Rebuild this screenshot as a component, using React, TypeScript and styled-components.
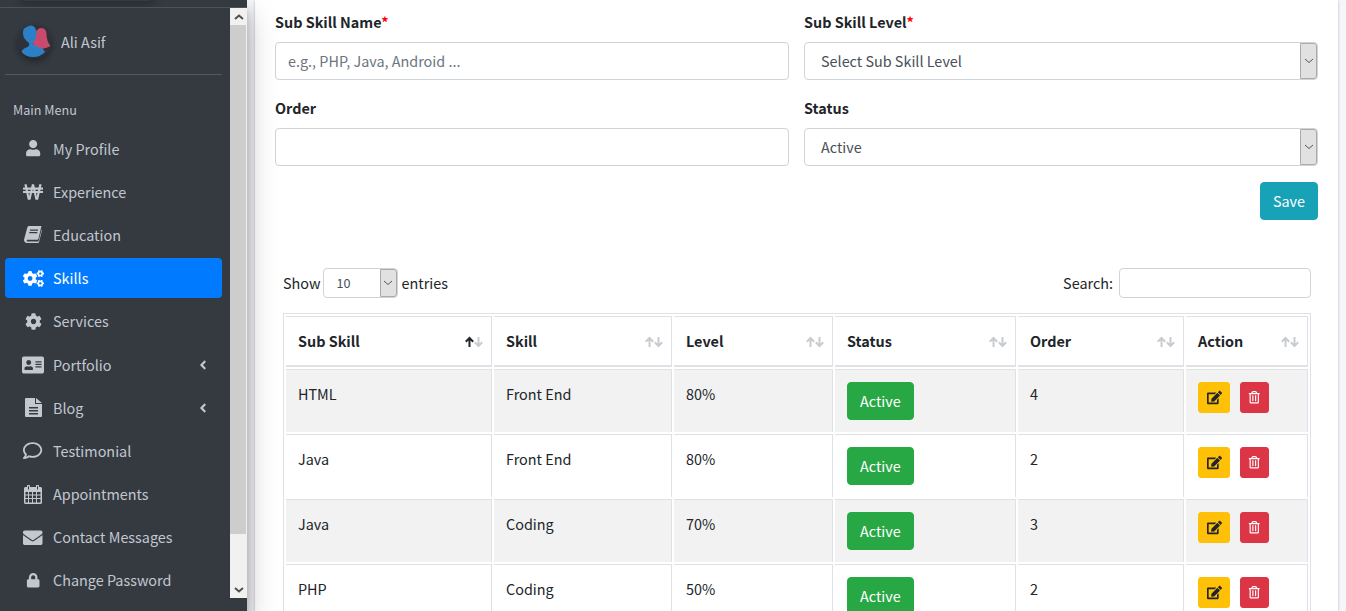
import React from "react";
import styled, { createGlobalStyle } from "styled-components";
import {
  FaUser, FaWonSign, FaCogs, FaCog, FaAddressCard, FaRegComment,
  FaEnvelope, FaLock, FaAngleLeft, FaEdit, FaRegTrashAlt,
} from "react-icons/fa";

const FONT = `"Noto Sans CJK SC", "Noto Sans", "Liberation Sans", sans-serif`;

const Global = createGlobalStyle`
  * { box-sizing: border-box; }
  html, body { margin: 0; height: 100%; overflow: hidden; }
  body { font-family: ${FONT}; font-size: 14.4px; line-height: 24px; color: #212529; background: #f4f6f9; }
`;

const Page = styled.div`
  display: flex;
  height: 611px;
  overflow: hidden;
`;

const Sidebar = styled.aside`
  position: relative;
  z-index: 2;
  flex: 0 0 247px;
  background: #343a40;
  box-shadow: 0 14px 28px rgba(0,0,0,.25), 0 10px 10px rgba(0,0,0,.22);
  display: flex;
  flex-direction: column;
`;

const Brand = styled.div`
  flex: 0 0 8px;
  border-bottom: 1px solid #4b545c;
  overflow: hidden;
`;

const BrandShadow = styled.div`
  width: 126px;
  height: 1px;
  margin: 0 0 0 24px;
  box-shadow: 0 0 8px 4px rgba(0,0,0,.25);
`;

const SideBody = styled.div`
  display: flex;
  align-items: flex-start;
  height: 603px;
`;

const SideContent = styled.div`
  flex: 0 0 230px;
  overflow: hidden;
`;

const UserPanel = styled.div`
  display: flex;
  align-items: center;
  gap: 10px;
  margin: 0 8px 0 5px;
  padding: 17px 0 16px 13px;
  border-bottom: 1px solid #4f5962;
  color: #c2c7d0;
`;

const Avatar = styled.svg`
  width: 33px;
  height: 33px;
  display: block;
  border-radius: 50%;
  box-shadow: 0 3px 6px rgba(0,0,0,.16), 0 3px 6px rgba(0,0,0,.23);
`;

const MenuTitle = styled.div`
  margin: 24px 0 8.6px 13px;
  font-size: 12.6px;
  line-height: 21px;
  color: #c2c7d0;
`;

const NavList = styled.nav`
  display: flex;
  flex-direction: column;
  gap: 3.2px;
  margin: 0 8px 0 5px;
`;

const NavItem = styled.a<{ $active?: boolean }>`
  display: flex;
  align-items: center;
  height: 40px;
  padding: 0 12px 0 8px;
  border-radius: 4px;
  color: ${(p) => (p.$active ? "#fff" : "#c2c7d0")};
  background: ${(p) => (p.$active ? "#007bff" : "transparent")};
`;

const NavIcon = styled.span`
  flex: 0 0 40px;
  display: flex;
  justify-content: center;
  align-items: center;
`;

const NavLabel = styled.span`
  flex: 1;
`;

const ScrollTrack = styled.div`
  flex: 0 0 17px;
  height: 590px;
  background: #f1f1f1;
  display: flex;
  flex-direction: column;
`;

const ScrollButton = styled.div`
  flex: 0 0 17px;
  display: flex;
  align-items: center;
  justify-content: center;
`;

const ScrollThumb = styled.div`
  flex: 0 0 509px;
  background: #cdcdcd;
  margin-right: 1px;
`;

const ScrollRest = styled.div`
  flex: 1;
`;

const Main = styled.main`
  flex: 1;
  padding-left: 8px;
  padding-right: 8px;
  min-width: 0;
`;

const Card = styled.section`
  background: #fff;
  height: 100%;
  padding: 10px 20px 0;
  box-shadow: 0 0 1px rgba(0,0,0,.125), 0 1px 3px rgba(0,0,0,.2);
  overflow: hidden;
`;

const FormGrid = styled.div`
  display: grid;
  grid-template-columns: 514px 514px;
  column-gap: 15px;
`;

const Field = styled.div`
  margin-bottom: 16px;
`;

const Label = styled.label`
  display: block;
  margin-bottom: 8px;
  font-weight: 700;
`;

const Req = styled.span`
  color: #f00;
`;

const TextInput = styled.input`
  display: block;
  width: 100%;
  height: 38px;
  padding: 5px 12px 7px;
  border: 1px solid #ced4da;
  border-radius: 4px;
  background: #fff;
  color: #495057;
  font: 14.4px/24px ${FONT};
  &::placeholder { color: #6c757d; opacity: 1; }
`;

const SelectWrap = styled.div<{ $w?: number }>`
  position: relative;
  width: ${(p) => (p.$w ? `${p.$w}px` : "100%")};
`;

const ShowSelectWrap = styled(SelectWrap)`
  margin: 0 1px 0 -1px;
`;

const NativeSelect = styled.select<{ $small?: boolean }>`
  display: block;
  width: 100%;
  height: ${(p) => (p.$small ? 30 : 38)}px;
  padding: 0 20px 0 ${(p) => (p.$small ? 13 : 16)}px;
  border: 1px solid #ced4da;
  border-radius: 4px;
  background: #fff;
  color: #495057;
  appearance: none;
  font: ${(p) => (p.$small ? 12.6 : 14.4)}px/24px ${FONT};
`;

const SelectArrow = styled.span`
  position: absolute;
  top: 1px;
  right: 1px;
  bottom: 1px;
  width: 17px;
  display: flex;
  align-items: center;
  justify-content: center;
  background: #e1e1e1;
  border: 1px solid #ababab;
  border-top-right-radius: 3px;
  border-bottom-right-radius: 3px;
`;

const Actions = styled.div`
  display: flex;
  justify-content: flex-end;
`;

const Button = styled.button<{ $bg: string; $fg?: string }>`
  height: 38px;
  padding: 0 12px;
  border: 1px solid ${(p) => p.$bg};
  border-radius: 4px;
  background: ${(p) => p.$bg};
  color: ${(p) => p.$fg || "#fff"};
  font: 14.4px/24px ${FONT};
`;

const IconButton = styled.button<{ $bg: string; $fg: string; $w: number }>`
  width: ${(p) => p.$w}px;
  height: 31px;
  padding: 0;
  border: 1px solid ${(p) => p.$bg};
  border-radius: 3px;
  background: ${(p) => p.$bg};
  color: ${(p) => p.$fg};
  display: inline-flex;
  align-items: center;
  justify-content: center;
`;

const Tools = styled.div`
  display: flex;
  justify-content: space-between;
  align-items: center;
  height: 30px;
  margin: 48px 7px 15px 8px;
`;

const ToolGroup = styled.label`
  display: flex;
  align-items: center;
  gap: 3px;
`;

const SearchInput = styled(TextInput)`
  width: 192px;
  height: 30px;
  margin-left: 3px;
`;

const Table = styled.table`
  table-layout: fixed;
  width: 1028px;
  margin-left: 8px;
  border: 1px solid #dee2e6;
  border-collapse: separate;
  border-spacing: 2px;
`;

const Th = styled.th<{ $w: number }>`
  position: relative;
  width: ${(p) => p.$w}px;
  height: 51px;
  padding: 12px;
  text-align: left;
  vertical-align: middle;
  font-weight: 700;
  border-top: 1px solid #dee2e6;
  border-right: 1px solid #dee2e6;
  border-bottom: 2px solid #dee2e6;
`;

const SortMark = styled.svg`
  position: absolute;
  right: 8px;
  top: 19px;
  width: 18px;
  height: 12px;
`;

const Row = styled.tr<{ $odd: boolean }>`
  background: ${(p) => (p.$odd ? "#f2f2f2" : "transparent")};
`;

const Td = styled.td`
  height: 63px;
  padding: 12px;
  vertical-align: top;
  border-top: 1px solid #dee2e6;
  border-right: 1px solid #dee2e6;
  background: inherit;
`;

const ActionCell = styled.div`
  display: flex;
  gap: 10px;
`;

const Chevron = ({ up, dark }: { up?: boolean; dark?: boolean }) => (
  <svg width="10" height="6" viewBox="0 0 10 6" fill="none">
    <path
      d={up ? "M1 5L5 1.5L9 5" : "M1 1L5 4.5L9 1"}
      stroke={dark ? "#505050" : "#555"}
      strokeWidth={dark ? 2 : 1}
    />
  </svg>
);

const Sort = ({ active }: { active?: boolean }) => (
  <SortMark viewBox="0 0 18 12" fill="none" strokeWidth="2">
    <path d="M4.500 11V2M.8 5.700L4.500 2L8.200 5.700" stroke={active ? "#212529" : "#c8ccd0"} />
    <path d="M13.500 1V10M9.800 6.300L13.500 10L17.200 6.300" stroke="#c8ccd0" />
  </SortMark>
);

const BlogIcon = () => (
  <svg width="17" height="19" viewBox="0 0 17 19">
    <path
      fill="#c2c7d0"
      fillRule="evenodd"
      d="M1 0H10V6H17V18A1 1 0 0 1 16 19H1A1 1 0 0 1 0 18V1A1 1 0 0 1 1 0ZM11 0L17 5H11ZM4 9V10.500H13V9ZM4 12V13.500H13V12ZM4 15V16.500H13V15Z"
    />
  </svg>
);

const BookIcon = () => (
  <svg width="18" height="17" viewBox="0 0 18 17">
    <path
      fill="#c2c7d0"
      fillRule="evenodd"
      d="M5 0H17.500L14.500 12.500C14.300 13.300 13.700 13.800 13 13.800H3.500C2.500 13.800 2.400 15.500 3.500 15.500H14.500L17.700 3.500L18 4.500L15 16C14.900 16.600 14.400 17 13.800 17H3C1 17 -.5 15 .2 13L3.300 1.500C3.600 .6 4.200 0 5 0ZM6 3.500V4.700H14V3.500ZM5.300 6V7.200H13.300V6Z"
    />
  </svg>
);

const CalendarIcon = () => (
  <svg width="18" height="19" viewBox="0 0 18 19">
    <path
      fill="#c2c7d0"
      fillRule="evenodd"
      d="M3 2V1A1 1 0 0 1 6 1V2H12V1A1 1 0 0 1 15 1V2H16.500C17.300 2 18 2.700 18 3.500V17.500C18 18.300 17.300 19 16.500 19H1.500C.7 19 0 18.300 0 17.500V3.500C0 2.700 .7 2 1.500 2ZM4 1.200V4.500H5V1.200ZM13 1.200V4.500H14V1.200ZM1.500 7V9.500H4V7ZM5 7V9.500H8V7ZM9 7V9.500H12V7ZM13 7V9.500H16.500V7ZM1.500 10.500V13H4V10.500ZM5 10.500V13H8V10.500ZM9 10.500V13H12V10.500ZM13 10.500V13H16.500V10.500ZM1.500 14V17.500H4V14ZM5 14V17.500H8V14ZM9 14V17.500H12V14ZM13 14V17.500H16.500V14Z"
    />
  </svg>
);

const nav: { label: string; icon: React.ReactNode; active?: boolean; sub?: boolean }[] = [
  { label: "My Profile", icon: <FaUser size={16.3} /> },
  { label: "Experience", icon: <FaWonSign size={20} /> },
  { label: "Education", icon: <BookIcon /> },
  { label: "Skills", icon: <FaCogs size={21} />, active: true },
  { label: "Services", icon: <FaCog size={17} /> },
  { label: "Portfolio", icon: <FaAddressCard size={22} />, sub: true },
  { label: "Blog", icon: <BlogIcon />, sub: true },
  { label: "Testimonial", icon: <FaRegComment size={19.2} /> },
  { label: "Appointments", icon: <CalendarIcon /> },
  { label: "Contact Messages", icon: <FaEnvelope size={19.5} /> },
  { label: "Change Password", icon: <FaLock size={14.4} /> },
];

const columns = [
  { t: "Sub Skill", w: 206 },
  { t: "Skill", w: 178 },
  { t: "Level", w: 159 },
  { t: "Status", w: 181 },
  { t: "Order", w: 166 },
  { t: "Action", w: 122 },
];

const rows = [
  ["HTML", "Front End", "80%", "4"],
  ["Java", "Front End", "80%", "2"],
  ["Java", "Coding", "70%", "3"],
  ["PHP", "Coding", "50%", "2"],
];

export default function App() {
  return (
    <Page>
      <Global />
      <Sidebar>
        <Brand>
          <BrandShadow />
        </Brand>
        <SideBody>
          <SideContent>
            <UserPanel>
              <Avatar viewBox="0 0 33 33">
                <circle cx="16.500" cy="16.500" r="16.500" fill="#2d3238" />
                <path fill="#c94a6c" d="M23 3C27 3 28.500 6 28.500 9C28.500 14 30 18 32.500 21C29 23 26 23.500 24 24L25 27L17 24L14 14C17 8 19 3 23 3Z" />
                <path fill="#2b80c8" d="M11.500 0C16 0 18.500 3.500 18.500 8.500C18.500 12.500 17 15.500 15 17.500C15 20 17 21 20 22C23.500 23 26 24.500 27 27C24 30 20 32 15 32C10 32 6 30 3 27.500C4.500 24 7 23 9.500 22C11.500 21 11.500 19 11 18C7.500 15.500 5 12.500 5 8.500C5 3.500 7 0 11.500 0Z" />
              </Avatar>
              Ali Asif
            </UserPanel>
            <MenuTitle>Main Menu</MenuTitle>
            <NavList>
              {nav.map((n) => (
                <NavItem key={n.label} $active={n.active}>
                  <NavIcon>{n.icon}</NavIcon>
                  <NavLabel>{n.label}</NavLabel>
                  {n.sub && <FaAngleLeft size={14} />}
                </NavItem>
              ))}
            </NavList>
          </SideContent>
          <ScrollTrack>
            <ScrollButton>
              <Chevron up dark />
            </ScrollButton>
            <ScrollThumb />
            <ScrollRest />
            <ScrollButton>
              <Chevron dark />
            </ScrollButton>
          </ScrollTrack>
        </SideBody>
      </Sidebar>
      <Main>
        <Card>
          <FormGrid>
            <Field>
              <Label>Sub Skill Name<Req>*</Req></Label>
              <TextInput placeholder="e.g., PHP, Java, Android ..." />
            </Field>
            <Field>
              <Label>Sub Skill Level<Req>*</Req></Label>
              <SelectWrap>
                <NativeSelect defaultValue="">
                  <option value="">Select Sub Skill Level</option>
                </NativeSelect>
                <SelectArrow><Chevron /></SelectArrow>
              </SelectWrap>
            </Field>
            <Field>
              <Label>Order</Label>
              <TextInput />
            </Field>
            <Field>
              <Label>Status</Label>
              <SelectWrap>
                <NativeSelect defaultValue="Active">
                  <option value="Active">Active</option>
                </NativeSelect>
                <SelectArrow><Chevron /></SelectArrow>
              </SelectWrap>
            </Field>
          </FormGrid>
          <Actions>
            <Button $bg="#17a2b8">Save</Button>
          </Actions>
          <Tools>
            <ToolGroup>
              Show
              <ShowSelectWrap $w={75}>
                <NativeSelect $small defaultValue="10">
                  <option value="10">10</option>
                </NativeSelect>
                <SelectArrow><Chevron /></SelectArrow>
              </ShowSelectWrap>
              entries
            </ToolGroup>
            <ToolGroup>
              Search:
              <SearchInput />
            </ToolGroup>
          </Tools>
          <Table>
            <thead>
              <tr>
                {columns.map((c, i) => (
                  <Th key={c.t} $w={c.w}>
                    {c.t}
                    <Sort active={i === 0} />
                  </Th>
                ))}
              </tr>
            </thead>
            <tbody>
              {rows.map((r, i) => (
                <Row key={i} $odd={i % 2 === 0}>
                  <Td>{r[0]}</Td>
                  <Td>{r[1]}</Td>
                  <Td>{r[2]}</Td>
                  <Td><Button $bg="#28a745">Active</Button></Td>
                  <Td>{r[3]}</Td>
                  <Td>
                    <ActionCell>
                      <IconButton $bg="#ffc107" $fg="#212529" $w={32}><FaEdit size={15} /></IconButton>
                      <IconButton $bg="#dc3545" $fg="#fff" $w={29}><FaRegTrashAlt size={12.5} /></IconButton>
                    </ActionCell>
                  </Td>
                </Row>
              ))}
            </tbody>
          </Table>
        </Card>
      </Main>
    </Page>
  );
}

=====

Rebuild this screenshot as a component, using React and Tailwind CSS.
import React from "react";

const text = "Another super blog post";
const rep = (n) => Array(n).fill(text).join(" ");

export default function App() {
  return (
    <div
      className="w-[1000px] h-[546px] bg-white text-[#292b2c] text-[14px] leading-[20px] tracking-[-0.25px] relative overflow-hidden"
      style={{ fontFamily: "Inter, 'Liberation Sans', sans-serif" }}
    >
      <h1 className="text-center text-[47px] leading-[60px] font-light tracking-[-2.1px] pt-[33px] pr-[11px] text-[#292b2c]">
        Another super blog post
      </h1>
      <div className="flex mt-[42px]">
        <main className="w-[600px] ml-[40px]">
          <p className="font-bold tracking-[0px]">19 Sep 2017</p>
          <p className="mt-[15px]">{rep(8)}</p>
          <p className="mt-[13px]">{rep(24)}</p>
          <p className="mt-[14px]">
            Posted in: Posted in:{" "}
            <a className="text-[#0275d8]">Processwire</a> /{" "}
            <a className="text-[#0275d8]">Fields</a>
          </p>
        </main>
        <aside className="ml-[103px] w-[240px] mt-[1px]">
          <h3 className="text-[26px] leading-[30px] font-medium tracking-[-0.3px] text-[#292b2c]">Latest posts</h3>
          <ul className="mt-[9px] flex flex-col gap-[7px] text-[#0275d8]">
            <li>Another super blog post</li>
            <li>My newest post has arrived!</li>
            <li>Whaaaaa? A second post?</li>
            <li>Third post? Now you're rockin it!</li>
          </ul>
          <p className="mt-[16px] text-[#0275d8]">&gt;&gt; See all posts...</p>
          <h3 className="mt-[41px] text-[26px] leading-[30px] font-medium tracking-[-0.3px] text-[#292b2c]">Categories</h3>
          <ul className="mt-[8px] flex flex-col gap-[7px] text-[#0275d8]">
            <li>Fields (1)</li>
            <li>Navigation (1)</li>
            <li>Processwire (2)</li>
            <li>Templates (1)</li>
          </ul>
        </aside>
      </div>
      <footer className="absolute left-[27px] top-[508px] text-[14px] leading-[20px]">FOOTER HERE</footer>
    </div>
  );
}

=====

Stated problem – Check every line of the material for the string "this" and give the number of lines that have it, without anything else.

Final result – 2